For the design phase, paper and cardboard prototyping are recommended. These can help determine the design's ergonomic feasibility before shifting to digital platforms like Figma. Tools like ShapesXR allow users to sketch ideas in space, create storyboards, and enable real-time collaboration with remote users.

While expensive for high-fidelity prototyping, the Varjo XR-3 headset offers high-quality passthrough, high-resolution displays, hand tracking, world mapping, and more. It can be a useful tool for larger organizations with ample budgets.

When designing for spatial computing, it is crucial to consider the user’s entire sensory system and how their brain integrates these senses. For instance, the arrangement of UI elements should be made considering the user’s natural line of sight, thereby minimizing head and eye movements. One must be cognizant of each design choice's ergonomic and cognitive impacts.

Where to go from here

The WWDC talk on spatial design is highly recommended for understanding the perceptual and cognitive design constraints unique to spatial computing. A well-designed app should prioritize reducing eye fatigue, discomfort, and motion sickness to provide a comfortable and immersive user experience.

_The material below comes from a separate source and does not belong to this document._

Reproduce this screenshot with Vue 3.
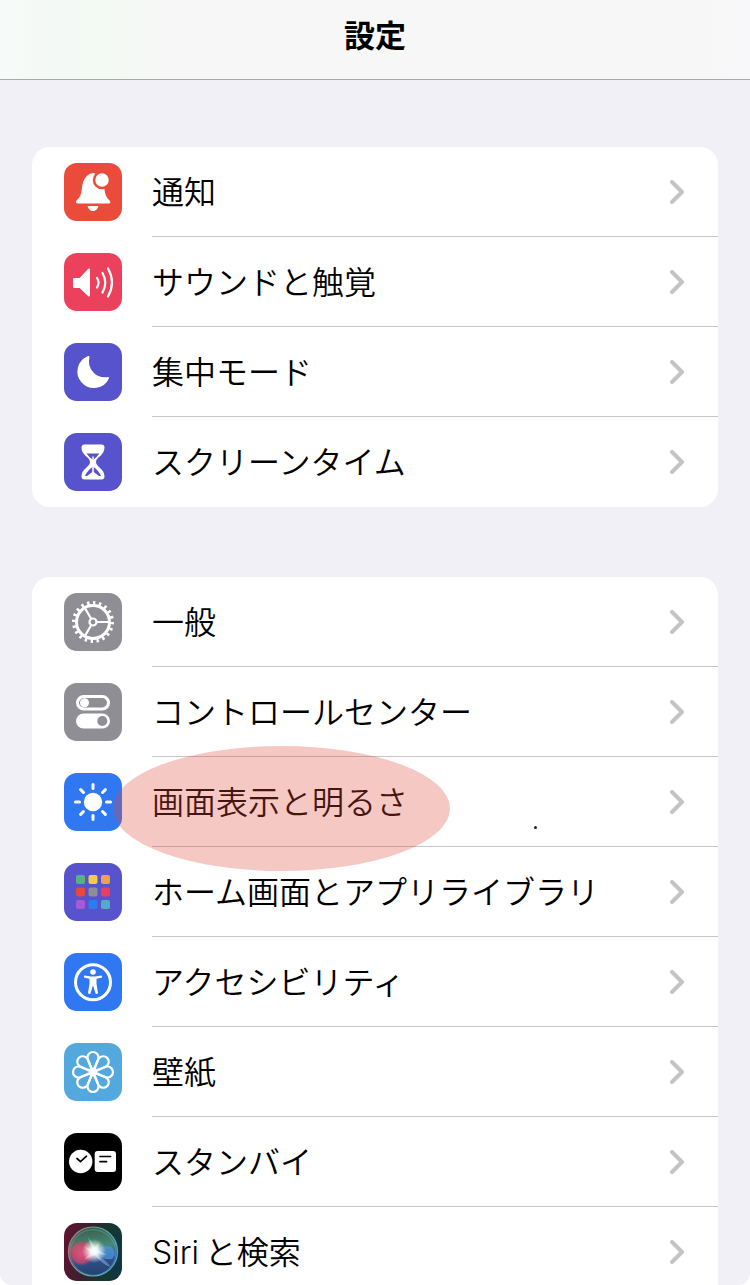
<template>
  <div class="settings">
    <header class="navbar">
      <h1>設定</h1>
    </header>

    <main class="content">
      <nav
        v-for="(group, gi) in groups"
        :key="gi"
        class="group"
        :class="{ continues: gi === groups.length - 1 }"
      >
        <a
          v-for="item in group"
          :key="item.icon"
          href="#"
          class="row"
          @click.prevent="selected = item.icon"
        >
          <span class="icon" :class="item.icon">
            <svg viewBox="0 0 58 58" aria-hidden="true">
              <g v-if="item.icon === 'bell'">
                <path class="fill" d="M14 40.5Q11 40.5 12.500 37.500C17 33.500 17 31 18 24.500C19 16 23 11.500 27 10.500Q29 9.500 31 10.500L40 23C41 31 41.500 33.500 45.500 37.500Q47.500 40.500 44.500 40.500Z" />
                <path class="fill" d="M23.500 43H34.500Q33 48 29 48T23.500 43Z" />
                <circle class="badge" cx="38" cy="17" r="8" />
              </g>
              <g v-else-if="item.icon === 'sound'">
                <path class="fill round" d="M10 26H16L25 16.500V42.500L16 34H10Z" />
                <path class="line" d="M33 25Q36 29.500 33 34.500M38.500 20Q44 29.500 38.500 39.500M44 15.500Q52 29.500 44 43.500" />
              </g>
              <path
                v-else-if="item.icon === 'moon'"
                class="fill round"
                d="M24.500 14A15.500 15.500 0 1 0 44 35A17 17 0 0 1 24.500 14Z"
              />
              <g v-else-if="item.icon === 'hourglass'">
                <path class="fill" d="M20.500 11.500H37.500Q40.500 11.500 40.500 14.500C40.500 22.500 32 24 32 29S40.500 35.500 40.500 43.500Q40.500 46.500 37.500 46.500H20.500Q17.500 46.500 17.500 43.500C17.500 35.500 26 34 26 29S17.500 22.500 17.500 14.500Q17.500 11.500 20.500 11.500Z" />
                <path class="cut" d="M22.500 20.500H35.500Q33 24 29 27Q25 24 22.500 20.500ZM29 33.500Q35 38 37 43H35L29 38.500L23 43H21Q23 38 29 33.500Z" />
                <path class="thin" d="M29 24V40" />
              </g>
              <g v-else-if="item.icon === 'gear'" class="line">
                <circle class="ring" cx="29" cy="29" r="16.500" />
                <circle class="teeth" cx="29" cy="29" r="19" pathLength="40" />
                <circle cx="29" cy="29" r="3.500" />
                <path d="M33 29H45M27 25.500L21 15.200M27 32.500L21 42.800" />
              </g>
              <g v-else-if="item.icon === 'control'">
                <rect class="line wide" x="13.500" y="13.500" width="31" height="12.500" rx="6.250" />
                <circle class="fill" cx="20.500" cy="19.800" r="4.500" />
                <rect class="fill" x="12" y="30.500" width="34" height="15" rx="7.500" />
                <circle class="cut" cx="38.300" cy="38" r="5" />
              </g>
              <g v-else-if="item.icon === 'sun'">
                <circle class="fill" cx="29" cy="29" r="9.200" />
                <path
                  v-for="n in 8"
                  :key="n"
                  class="line wide"
                  d="M29 11.500V15.500"
                  :transform="`rotate(${n * 45} 29 29)`"
                />
              </g>
              <g v-else-if="item.icon === 'home'">
                <rect
                  v-for="(color, i) in tiles"
                  :key="i"
                  :x="12 + (i % 3) * 12.5"
                  :y="12 + Math.floor(i / 3) * 12.5"
                  width="9"
                  height="9"
                  rx="2"
                  :fill="color"
                />
              </g>
              <g v-else-if="item.icon === 'access'">
                <circle class="line wide" cx="29" cy="29.200" r="17.500" />
                <circle class="fill" cx="29" cy="19" r="2.800" />
                <path class="fill" d="M20.500 22.500L27 23.400H31L37.500 22.500Q39 23.700 37.500 24.700L32.500 25.700V30.500L34 40Q33 41.800 31.500 40.500L29.300 33H28.700L26.500 40.500Q25 41.800 24 40L25.500 30.500V25.700L20.500 24.700Q19 23.700 20.500 22.500Z" />
              </g>
              <g v-else-if="item.icon === 'flower'" class="line">
                <path
                  v-for="n in 8"
                  :key="n"
                  d="M29 27.500C27 23 23.500 18.500 23.500 14.500A5.500 5.500 0 0 1 34.500 14.500C34.500 18.500 31 23 29 27.500Z"
                  :transform="`rotate(${n * 45} 29 29)`"
                />
                <circle cx="29" cy="29" r="2.500" />
              </g>
              <g v-else-if="item.icon === 'standby'">
                <circle class="fill" cx="16.700" cy="28.500" r="11.700" />
                <rect class="fill" x="30.700" y="18" width="21.300" height="21" rx="3" />
                <path class="ink" d="M13 25.500L16.500 28.700L22.500 23.200M36 23.500H46.500M36 28.700H42.500" />
              </g>
              <g v-else>
                <defs>
                  <radialGradient id="flare">
                    <stop offset="0" stop-color="#fff" />
                    <stop offset="0.3" stop-color="#fff" stop-opacity="0.9" />
                    <stop offset="1" stop-color="#fff" stop-opacity="0" />
                  </radialGradient>
                  <linearGradient id="orb" x1="0.400" y1="0" x2="0.500" y2="1">
                    <stop offset="0" stop-color="#3b5a4e" />
                    <stop offset="0.4" stop-color="#458a74" />
                    <stop offset="0.6" stop-color="#2f5591" />
                    <stop offset="1" stop-color="#24406f" />
                  </linearGradient>
                  <linearGradient id="rim" x1="0" y1="0" x2="1" y2="0.3">
                    <stop offset="0" stop-color="#c96a86" />
                    <stop offset="0.5" stop-color="#5fb092" />
                    <stop offset="1" stop-color="#5aa5cf" />
                  </linearGradient>
                  <radialGradient id="pink">
                    <stop offset="0" stop-color="#e4507c" />
                    <stop offset="0.75" stop-color="#cf4668" stop-opacity="0.8" />
                    <stop offset="1" stop-color="#b23b5e" stop-opacity="0" />
                  </radialGradient>
                </defs>
                <circle cx="29" cy="28.500" r="24.500" fill="url(#orb)" stroke="url(#rim)" stroke-width="1.200" />
                <circle cx="29" cy="29.500" r="22.800" fill="none" stroke="url(#rim)" stroke-width="0.600" />
                <circle cx="17.500" cy="30" r="13" fill="url(#pink)" />
                <path d="M31 29Q39 20 48 24Q54 31 48 36Q40 38 31 29Z" fill="#4f93d8" opacity="0.75" />
                <path d="M30 29Q37 42 47 44Q39 34 30 29Z" fill="#8fb4ec" opacity="0.5" />
                <circle cx="30" cy="28" r="12" fill="url(#flare)" />
                <path d="M24 14L31 24L35 20L34 27L43 32L33 31L37 38L30 32L20 37L27 29L20 24L28 26Z" fill="#fff" opacity="0.35" />
              </g>
            </svg>
          </span>
          <span class="label">
            <span class="text">{{ item.label }}</span>
            <svg class="chevron" viewBox="0 0 14 24" aria-hidden="true">
              <path d="M2 2L12 12L2 22" />
            </svg>
          </span>
          <template v-if="item.marked">
            <span class="marker"></span>
            <span class="dot"></span>
          </template>
        </a>
      </nav>
    </main>
  </div>
</template>

<script setup>
import { ref } from 'vue';

const selected = ref('');

const groups = [
  [
    { icon: 'bell', label: '通知' },
    { icon: 'sound', label: 'サウンドと触覚' },
    { icon: 'moon', label: '集中モード' },
    { icon: 'hourglass', label: 'スクリーンタイム' }
  ],
  [
    { icon: 'gear', label: '一般' },
    { icon: 'control', label: 'コントロールセンター' },
    { icon: 'sun', label: '画面表示と明るさ', marked: true },
    { icon: 'home', label: 'ホーム画面とアプリライブラリ' },
    { icon: 'access', label: 'アクセシビリティ' },
    { icon: 'flower', label: '壁紙' },
    { icon: 'standby', label: 'スタンバイ' },
    { icon: 'siri', label: 'Siri\u2009と検索' }
  ]
];

const tiles = [
  '#5bb07f', '#f2cc4d', '#efa04a',
  '#e8473a', '#8f8e96', '#e8405a',
  '#a55bd8', '#2f7bf0', '#53aacb'
];
</script>

<style>
body {
  margin: 0;
  background: #fff;
}
</style>

<style scoped>
.settings {
  height: 100vh;
  overflow: hidden;
  background: #f2f0f7;
  border-radius: 0 0 12px 12px;
  font-family: Inter, "Noto Sans CJK JP", sans-serif;
  color: #000;
}
.navbar {
  box-sizing: border-box;
  height: 80px;
  padding-bottom: 8px;
  display: flex;
  align-items: center;
  justify-content: center;
  background: linear-gradient(90deg, #f7faf9 0, #f3f9f4 8%, #f4f9f4 15%, #f7f7f7 24%, #f7f7f7 90%, #f8f8fa 100%);
  border-bottom: 1px solid #a9a9ab;
}
h1 {
  margin: 0;
  font-size: 31px;
  line-height: 40px;
  font-weight: 700;
}
.content {
  padding: 67px 32px 0;
  display: flex;
  flex-direction: column;
  gap: 70px;
}
.group {
  background: #fff;
  border-radius: 18px;
}
.group.continues {
  border-radius: 18px 18px 0 0;
}
.row {
  position: relative;
  display: flex;
  align-items: center;
  gap: 30px;
  height: 90px;
  padding-left: 32px;
  color: inherit;
  text-decoration: none;
}
.label {
  box-sizing: border-box;
  flex: 1;
  height: 100%;
  padding-right: 34px;
  display: flex;
  align-items: center;
  justify-content: space-between;
  border-bottom: 1px solid #c6c6c8;
}
.row:last-child .label {
  border-bottom-color: transparent;
}
.text {
  padding-top: 3px;
  font-size: 32px;
  line-height: 48px;
  font-weight: 350;
  white-space: nowrap;
}
.chevron {
  width: 14px;
  height: 24px;
  fill: none;
  stroke: #c4c4c6;
  stroke-width: 4;
  stroke-linecap: round;
  stroke-linejoin: round;
}
.icon {
  --bg: #5653cc;
  width: 58px;
  height: 58px;
  border-radius: 13px;
  overflow: hidden;
  background: var(--bg);
}
.icon svg {
  display: block;
  width: 100%;
  height: 100%;
}
.icon.bell {
  --bg: #ea4b3a;
}
.icon.sound {
  --bg: #eb415c;
}
.icon.gear,
.icon.control {
  --bg: #8f8e95;
}
.icon.sun,
.icon.access {
  --bg: #3078f2;
}
.icon.flower {
  --bg: #53a8dd;
}
.icon.standby {
  --bg: #000;
}
.icon.siri {
  background: linear-gradient(100deg, #5c1530 5%, #3a2030 40%, #14382f 70%, #12344a 100%);
}
.fill {
  fill: #fff;
}
.round {
  stroke: #fff;
  stroke-width: 2;
  stroke-linejoin: round;
}
.line,
.thin,
.ink {
  fill: none;
  stroke: #fff;
  stroke-width: 2.2;
  stroke-linecap: round;
}
.wide,
.ring {
  stroke-width: 3;
}
.thin {
  stroke-width: 1.5;
}
.ink {
  stroke: #000;
  stroke-width: 1.7;
}
.cut {
  fill: var(--bg);
}
.badge {
  fill: #fff;
  stroke: var(--bg);
  stroke-width: 2.5;
}
.teeth {
  stroke-width: 4;
  stroke-linecap: butt;
  stroke-dasharray: 0.8 1.2;
}
.marker {
  position: absolute;
  top: -11px;
  left: 81px;
  width: 337px;
  height: 125px;
  border-radius: 50%;
  background: rgba(225, 72, 60, 0.3);
}
.dot {
  position: absolute;
  top: 69px;
  left: 502px;
  width: 3px;
  height: 3px;
  border-radius: 50%;
  background: #222;
}
</style>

Apple anticipates that the Vision Pro headset will be ready for the market “early next year,” implying a potential spring 2024 release. Initially, it will only be available in the U.S., with other regions scheduled for access “later next year.” A dedicated event is likely to launch the headset, reminiscent of the 2015 Apple Watch unveiling.

The starting price for the Vision Pro is confirmed at $3,499. However, the international pricing structure still needs to be confirmed by Apple. Additional costs will be associated with required prescription lenses, though the exact cost remains undisclosed. It also remains to be seen whether there will be additional options.

In conclusion, understanding the nuances of visionOS and its spatial computing environment is key for developers to create compelling, immersive applications that maximize user engagement and deliver exceptional experiences.